Raised in the South Bronx, Johnson considered himself “a closet NASCAR fan,” without a friend or family member who truly shared his interest in catching the latest race.
“As you can imagine,” Johnson said, “there just simply weren’t a lot of people receptive to the sport given its history.”
Johnson recalled staying in his Temple University dorm during the massive blizzard that wreaked havoc on the East Coast in 1979 to watch the Daytona 500, broadcast live in its entirety for the first time. His roommate was stuck elsewhere because of the weather, leaving Johnson alone with the TV.
“Nobody knew,” Johnson said, laughing. “As a Black person in an urban area, it wasn’t acceptable. I wasn’t really out there. But that love continued to this day.”
The 61-year-old Johnson, who has retired to Miami, shares his passion for the sport with a Black NASCAR Fans group on Facebook. The group’s bio says: “Yes we exist.”

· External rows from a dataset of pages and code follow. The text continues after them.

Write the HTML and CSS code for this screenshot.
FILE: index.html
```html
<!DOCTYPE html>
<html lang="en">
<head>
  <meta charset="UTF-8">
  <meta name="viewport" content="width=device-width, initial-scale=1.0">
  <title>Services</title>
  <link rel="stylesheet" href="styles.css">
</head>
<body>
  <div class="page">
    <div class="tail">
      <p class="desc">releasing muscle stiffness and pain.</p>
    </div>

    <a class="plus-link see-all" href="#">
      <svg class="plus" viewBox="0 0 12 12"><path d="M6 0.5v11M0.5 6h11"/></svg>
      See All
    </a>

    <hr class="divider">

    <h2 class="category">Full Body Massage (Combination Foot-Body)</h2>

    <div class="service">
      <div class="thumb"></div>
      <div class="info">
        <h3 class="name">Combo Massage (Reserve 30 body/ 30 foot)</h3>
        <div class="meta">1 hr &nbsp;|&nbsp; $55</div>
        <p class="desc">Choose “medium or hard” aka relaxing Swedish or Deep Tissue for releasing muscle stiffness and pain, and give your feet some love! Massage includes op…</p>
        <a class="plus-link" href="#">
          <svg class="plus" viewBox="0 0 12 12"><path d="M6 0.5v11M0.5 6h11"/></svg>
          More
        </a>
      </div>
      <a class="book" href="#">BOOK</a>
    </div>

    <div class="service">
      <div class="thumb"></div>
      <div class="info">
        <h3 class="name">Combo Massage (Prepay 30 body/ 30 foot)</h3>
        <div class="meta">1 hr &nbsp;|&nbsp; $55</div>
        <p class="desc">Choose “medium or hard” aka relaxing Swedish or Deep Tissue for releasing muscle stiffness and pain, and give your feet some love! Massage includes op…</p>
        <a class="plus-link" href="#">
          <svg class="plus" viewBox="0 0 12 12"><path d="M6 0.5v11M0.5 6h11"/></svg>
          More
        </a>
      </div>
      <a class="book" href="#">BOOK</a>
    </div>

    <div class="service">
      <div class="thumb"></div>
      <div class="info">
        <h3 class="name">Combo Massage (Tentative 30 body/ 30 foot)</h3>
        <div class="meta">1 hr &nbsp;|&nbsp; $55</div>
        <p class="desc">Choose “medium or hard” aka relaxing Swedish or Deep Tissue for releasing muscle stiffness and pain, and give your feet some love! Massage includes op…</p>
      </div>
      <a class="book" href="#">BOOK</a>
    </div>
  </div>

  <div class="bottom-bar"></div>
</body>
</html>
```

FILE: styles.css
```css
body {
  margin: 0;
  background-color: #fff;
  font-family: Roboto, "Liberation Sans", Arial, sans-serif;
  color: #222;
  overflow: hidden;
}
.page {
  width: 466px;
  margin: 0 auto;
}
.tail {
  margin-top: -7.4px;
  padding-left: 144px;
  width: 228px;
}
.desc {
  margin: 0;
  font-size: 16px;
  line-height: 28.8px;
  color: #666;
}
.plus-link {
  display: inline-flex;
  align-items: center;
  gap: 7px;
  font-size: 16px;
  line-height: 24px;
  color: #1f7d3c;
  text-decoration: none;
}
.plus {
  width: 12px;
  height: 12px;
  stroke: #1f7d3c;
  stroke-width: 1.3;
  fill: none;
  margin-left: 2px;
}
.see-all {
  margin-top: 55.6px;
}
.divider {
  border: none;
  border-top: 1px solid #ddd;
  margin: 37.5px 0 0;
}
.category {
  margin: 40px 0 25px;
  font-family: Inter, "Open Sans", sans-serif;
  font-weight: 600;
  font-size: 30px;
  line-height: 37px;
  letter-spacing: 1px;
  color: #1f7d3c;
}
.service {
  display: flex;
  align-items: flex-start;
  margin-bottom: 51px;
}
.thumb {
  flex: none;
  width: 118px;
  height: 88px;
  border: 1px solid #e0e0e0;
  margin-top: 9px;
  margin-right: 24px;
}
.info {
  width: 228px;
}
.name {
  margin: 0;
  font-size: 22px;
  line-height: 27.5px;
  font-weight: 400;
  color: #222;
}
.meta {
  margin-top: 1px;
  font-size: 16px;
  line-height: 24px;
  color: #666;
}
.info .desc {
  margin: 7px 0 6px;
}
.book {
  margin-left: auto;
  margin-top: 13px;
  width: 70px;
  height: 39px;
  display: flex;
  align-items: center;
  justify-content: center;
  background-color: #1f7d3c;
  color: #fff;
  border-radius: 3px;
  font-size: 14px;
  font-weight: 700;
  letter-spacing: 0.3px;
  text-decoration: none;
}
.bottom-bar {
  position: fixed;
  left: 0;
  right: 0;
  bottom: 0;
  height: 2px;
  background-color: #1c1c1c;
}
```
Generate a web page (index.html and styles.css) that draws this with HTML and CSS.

The fans share favorite race memories, photos of their collectibles and, yes, stories of the historically uneasy relationship NASCAR has had with the Black community. Johnson has been called racist slurs at the track, felt queasy at the sight of the Confederate flag and often wondered if the good-ol'-boy Southern attitudes seeped in the sport would ever fade.
The catalyst for change has come for the U.S. with the death of George Floyd in the custody of Minneapolis police. Not long after that, driver Bubba Wallace shoved NASCAR toward the overdue step of banning the Confederate flag, for decades a waving, nylon symbol to Blacks that they were not welcome in NASCAR Nation.